→ **TASK OBJECTIVE**: Select, from the material below, each line with "React" in it.

::: SUPPLIED INFORMATION

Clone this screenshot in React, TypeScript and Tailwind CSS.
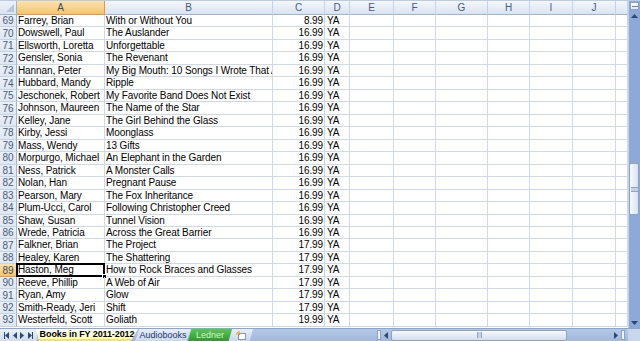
import React from "react";

const rows: [number, string, string, string][] = [
  [69, "Farrey, Brian", "With or Without You", "8.99"],
  [70, "Dowswell, Paul", "The Auslander", "16.99"],
  [71, "Ellsworth, Loretta", "Unforgettable", "16.99"],
  [72, "Gensler, Sonia", "The Revenant", "16.99"],
  [73, "Hannan, Peter", "My Big Mouth: 10 Songs I Wrote That Almost Got Me Expelled", "16.99"],
  [74, "Hubbard, Mandy", "Ripple", "16.99"],
  [75, "Jeschonek, Robert", "My Favorite Band Does Not Exist", "16.99"],
  [76, "Johnson, Maureen", "The Name of the Star", "16.99"],
  [77, "Kelley, Jane", "The Girl Behind the Glass", "16.99"],
  [78, "Kirby, Jessi", "Moonglass", "16.99"],
  [79, "Mass, Wendy", "13 Gifts", "16.99"],
  [80, "Morpurgo, Michael", "An Elephant in the Garden", "16.99"],
  [81, "Ness, Patrick", "A Monster Calls", "16.99"],
  [82, "Nolan, Han", "Pregnant Pause", "16.99"],
  [83, "Pearson, Mary", "The Fox Inheritance", "16.99"],
  [84, "Plum-Ucci, Carol", "Following Christopher Creed", "16.99"],
  [85, "Shaw, Susan", "Tunnel Vision", "16.99"],
  [86, "Wrede, Patricia", "Across the Great Barrier", "16.99"],
  [87, "Falkner, Brian", "The Project", "17.99"],
  [88, "Healey, Karen", "The Shattering", "17.99"],
  [89, "Haston, Meg", "How to Rock Braces and Glasses", "17.99"],
  [90, "Reeve, Phillip", "A Web of Air", "17.99"],
  [91, "Ryan, Amy", "Glow", "17.99"],
  [92, "Smith-Ready, Jeri", "Shift", "17.99"],
  [93, "Westerfeld, Scott", "Goliath", "19.99"],
];

const letters = ["A", "B", "C", "D", "E", "F", "G", "H", "I", "J", ""];

const cell =
  "border-r border-b border-[#d0d7e5] overflow-hidden whitespace-nowrap text-[10px] leading-[11.5px] tracking-[-0.1px] text-black";

function Tri({ dir, className = "" }: { dir: "up" | "down" | "left" | "right"; className?: string }) {
  const pts =
    dir === "up"
      ? "0,4 3.5,0 7,4"
      : dir === "down"
      ? "0,0 3.5,4 7,0"
      : dir === "left"
      ? "4,0 0,3.5 4,7"
      : "0,0 4,3.5 0,7";
  const w = dir === "up" || dir === "down" ? 7 : 4;
  const h = dir === "up" || dir === "down" ? 4 : 7;
  return (
    <svg width={w} height={h} viewBox={`0 0 ${w} ${h}`} className={className}>
      <polygon points={pts} fill="#2d4773" />
    </svg>
  );
}

export default function App() {
  return (
    <div
      className="w-[640px] h-[341px] overflow-hidden flex flex-col bg-white"
      style={{ fontFamily: '"Liberation Sans", Arial, sans-serif' }}
    >
      <div className="flex h-[328px] border-t border-[#b9cce6]">
        {/* grid */}
        <div className="grid grid-cols-[17px_88px_168px_52px_25px_44px_42px_52px_42px_43px_43px_12px] grid-rows-[14px_repeat(25,12.48px)] flex-1 overflow-hidden">
          {/* corner */}
          <div className="relative border-r border-b border-[#9eb6ce] bg-gradient-to-b from-[#eef3fa] to-[#d9e3f1]">
            <div className="absolute right-[2px] bottom-[2px] w-0 h-0 border-l-[8px] border-l-transparent border-b-[8px] border-b-[#b7c6da]" />
          </div>
          {letters.map((l, i) => (
            <div
              key={"h" + i}
              className={
                i === 0
                  ? "flex items-center justify-center border-r border-b border-[#f29536] bg-gradient-to-b from-[#fae2b2] to-[#f4c66c] text-[10px] text-[#3b4a63]"
                  : "flex items-center justify-center border-r border-b border-r-[#c5d3e6] border-b-[#9eb6ce] bg-gradient-to-b from-[#f4f7fc] to-[#d9e3f0] text-[10px] text-[#4a5b78]"
              }
            >
              {l}
            </div>
          ))}
          {rows.map(([n, a, b, c]) => {
            const sel = n === 89;
            return (
              <React.Fragment key={n}>
                <div
                  className={
                    sel
                      ? "flex items-center justify-center border-r border-b border-r-[#f29536] border-b-[#f29536] bg-gradient-to-b from-[#fae2b2] to-[#f4c66c] text-[10px] leading-[11px] text-[#3b4a63]"
                      : "flex items-center justify-center border-r border-b border-r-[#9eb6ce] border-b-[#c5d3e6] bg-gradient-to-b from-[#eaf0f8] to-[#dfe7f3] text-[10px] leading-[11px] text-[#4a5b78]"
                  }
                >
                  {n}
                </div>
                <div className={cell + " relative pl-[1px] overflow-visible"}>
                  <span className="block overflow-hidden">{a}</span>
                  {sel && (
                    <>
                      <div className="absolute left-[-1px] top-[-1px] right-[-1px] bottom-[-1px] border-2 border-black pointer-events-none" />
                      <div className="absolute right-[-3px] bottom-[-3px] w-[5px] h-[5px] bg-black border border-white" />
                    </>
                  )}
                </div>
                <div className={cell + " pl-[1px]"}>{b}</div>
                <div className={cell + " text-right pr-[1px]"}>{c}</div>
                <div className={cell + " pl-[2px]"}>YA</div>
                <div className={cell} />
                <div className={cell} />
                <div className={cell} />
                <div className={cell} />
                <div className={cell} />
                <div className={cell} />
                <div className={cell} />
              </React.Fragment>
            );
          })}
        </div>
        {/* vertical scrollbar */}
        <div className="w-[12px] flex flex-col bg-[#8ea9d6] border-l border-[#c2d3ec]">
          <div className="h-[8px] mx-[1px] mt-[1px] bg-gradient-to-b from-white to-[#dfe8f5] border border-[#8ea3c3] flex items-center justify-center">
            <div className="w-[6px] h-[1px] bg-[#6f85a8]" />
          </div>
          <div className="h-[11px] flex items-center justify-center">
            <Tri dir="up" />
          </div>
          <div className="flex-1 relative">
            <div className="absolute left-0 right-[1px] top-[142px] h-[52px] rounded-[2px] border border-[#8fa3c1] bg-gradient-to-r from-[#f6f9fd] to-[#d8e2ef] flex flex-col items-center justify-center">
              <div className="w-[7px] h-[5px] border-y border-[#8fa3c1] bg-[#c6d2e3]" />
            </div>
          </div>
          <div className="h-[11px] flex items-center justify-center">
            <Tri dir="down" />
          </div>
        </div>
      </div>
      {/* tab bar */}
      <div className="h-[13px] flex items-stretch bg-gradient-to-b from-[#b5c9e6] to-[#9fb8dd] border-t border-[#8aa6d0] text-[9px] leading-[12px] whitespace-nowrap">
        <div className="w-[37px] shrink-0 flex items-center justify-around px-[2px] bg-gradient-to-b from-[#eaf0f9] to-[#cfdcee]">
          <span className="flex items-center"><span className="w-[1px] h-[7px] bg-[#2d4773]" /><Tri dir="left" /></span>
          <Tri dir="left" />
          <Tri dir="right" />
          <span className="flex items-center"><Tri dir="right" /><span className="w-[1px] h-[7px] bg-[#2d4773]" /></span>
        </div>
        <div className="relative w-[102px] shrink-0 -ml-[1px] flex items-center justify-center font-bold tracking-[-0.1px] text-black bg-gradient-to-b from-white to-[#fff9c6] [clip-path:polygon(0_0,100%_0,93%_100%,3%_100%)] border-b-2 border-[#f5e26a]">
          Books in FY 2011-2012
        </div>
        <div className="w-[56px] shrink-0 -ml-[3px] flex items-center justify-center text-[#1e3767] bg-gradient-to-b from-[#e8eef8] to-[#c9d8ee] [clip-path:polygon(8%_0,100%_0,92%_100%,0_100%)]">
          Audiobooks
        </div>
        <div className="w-[44px] shrink-0 -ml-[3px] flex items-center justify-center text-[#d8f5c8] bg-gradient-to-b from-[#5cc45a] to-[#2e9a2c] [clip-path:polygon(8%_0,100%_0,92%_100%,0_100%)]">
          Ledner
        </div>
        <div className="w-[24px] shrink-0 -ml-[3px] flex items-center justify-center bg-gradient-to-b from-[#e8eef8] to-[#c9d8ee] [clip-path:polygon(14%_0,100%_0,86%_100%,0_100%)]">
          <svg width="10" height="9" viewBox="0 0 10 9">
            <rect x="2.5" y="2.5" width="7" height="6" fill="#fff" stroke="#8a96a8" />
            <path d="M1 1 L4 4 M0 3 H3 M3 0 V3" stroke="#e3a21a" strokeWidth="1" />
          </svg>
        </div>
        <div className="flex-1" />
        <div className="w-[251px] shrink-0 flex items-center">
          <div className="w-[4px] h-[10px] bg-[#eef3fa] border border-[#8ea3c3]" />
          <div className="w-[10px] flex items-center justify-center"><Tri dir="left" /></div>
          <div className="w-[176px] h-[11px] rounded-[2px] border border-[#8fa3c1] bg-gradient-to-b from-[#f6f9fd] to-[#d3deed] flex items-center justify-center">
            <div className="w-[5px] h-[6px] border-x border-[#8fa3c1] bg-[#c6d2e3]" />
          </div>
          <div className="flex-1" />
          <div className="w-[8px] flex items-center justify-center"><Tri dir="right" /></div>
          <div className="w-[4px] h-[10px] mr-[3px] ml-[1px] bg-[#eef3fa] border border-[#8ea3c3]" />
        </div>
        <div className="w-[12px] shrink-0 bg-[#c7d7ee]" />
      </div>
    </div>
  );
}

::::::

→ **SOLUTION FOR THIS PROBLEM**:
Clone this screenshot in React, TypeScript and Tailwind CSS.
import React from "react";
              <React.Fragment key={n}>
              </React.Fragment>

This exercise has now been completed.